Curry started the Warriors’ next possession with a defensive rebound and then a long 22-foot two-pointer of his own (78-71, 4:47).
Finally on the next play down, Curry stole the ball from Manu Ginobili, pushed the break and found Durant for the basket, capping an 18-0 Warriors run (78-73, 4:26).
Just like that.
Over a span of 3:26, the Warriors scored 18 unanswered, with Durant supplying 6 points, 1 offensive rebound, 1 assist, 1 steal and 1 block, while Curry produced 5 points, 2 rebounds, 2 assists and 1 steal.

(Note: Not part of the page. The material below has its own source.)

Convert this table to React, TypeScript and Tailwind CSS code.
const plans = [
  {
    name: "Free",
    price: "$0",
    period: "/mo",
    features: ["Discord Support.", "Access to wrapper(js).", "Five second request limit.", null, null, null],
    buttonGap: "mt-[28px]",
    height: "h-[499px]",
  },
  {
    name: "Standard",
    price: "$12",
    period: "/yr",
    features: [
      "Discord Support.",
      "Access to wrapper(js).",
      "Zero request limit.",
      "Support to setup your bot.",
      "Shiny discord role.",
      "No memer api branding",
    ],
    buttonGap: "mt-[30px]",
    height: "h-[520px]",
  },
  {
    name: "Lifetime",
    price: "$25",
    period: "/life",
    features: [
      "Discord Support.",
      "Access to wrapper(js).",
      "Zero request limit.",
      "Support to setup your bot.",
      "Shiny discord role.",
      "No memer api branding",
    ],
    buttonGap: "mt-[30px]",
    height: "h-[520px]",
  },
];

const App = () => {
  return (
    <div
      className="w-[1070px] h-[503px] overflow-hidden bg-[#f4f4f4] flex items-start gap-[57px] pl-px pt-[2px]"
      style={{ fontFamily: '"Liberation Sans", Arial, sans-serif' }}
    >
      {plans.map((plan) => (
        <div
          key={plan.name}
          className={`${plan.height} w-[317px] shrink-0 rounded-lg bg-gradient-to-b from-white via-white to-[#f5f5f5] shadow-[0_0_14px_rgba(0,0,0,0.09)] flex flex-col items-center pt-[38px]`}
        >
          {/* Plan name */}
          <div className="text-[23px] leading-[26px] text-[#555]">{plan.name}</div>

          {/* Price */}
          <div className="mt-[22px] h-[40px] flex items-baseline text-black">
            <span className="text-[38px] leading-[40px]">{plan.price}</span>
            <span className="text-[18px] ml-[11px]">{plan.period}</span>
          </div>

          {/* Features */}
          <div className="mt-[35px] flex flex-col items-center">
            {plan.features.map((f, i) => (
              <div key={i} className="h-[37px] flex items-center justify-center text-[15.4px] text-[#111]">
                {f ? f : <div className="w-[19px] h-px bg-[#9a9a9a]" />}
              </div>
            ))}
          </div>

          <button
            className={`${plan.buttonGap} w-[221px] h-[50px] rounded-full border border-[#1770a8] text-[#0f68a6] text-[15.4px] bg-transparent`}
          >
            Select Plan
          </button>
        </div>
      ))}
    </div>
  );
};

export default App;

Curry would finish with 17 third-quarter points.
Durant would play the part of closer, continually carving into the Spurs’ diminishing fourth-quarter lead, pouring in 12 points over a 5-minute span from when he re-entered the game (8:52, Dubs down, 94-85) until the Warriors ultimately overtook the Spurs on Durant’s final bucket with 4:09 remaining in the game (Warriors 101, Spurs 100).
Curry would score all 7 of his fourth-quarter points in the final two minutes, which ended up being enough to hold off the Spurs’ late comeback, with Golden State ultimately winning, 113-111.
As we head into Tuesday’s Game 2, that is the good, the bad and the ugly of the situation we now find ourselves in.
Curry and Durant were oh-so-good, Zaza’s play was bad and we will find out Monday—after Kawhi’s MRI—how ugly that ankle now really is.
|Players||MIN||+/-||PTS (TSP)||2FG||3FG||FT||REB||AST/TO||STL & BLK|
|Stephen Curry||39||+8||40 (.647)||7-10||7-16||5-17||7||3/4||3 & 0|
|Kevin Durant||39||+13||34 (.688)||9-13||2-8||10-12||5||4/3||1 & 4|
Key: MIN minutes; +/- plus-minus; PTS points; TSP true shooting percentage; 2FG 2-point field goals and attempts; 3FG 3-point field goals and attempts; FT free throws and attempts; REB rebounds; AST/TO assists/turnovers; STL & BLK steals and blocks.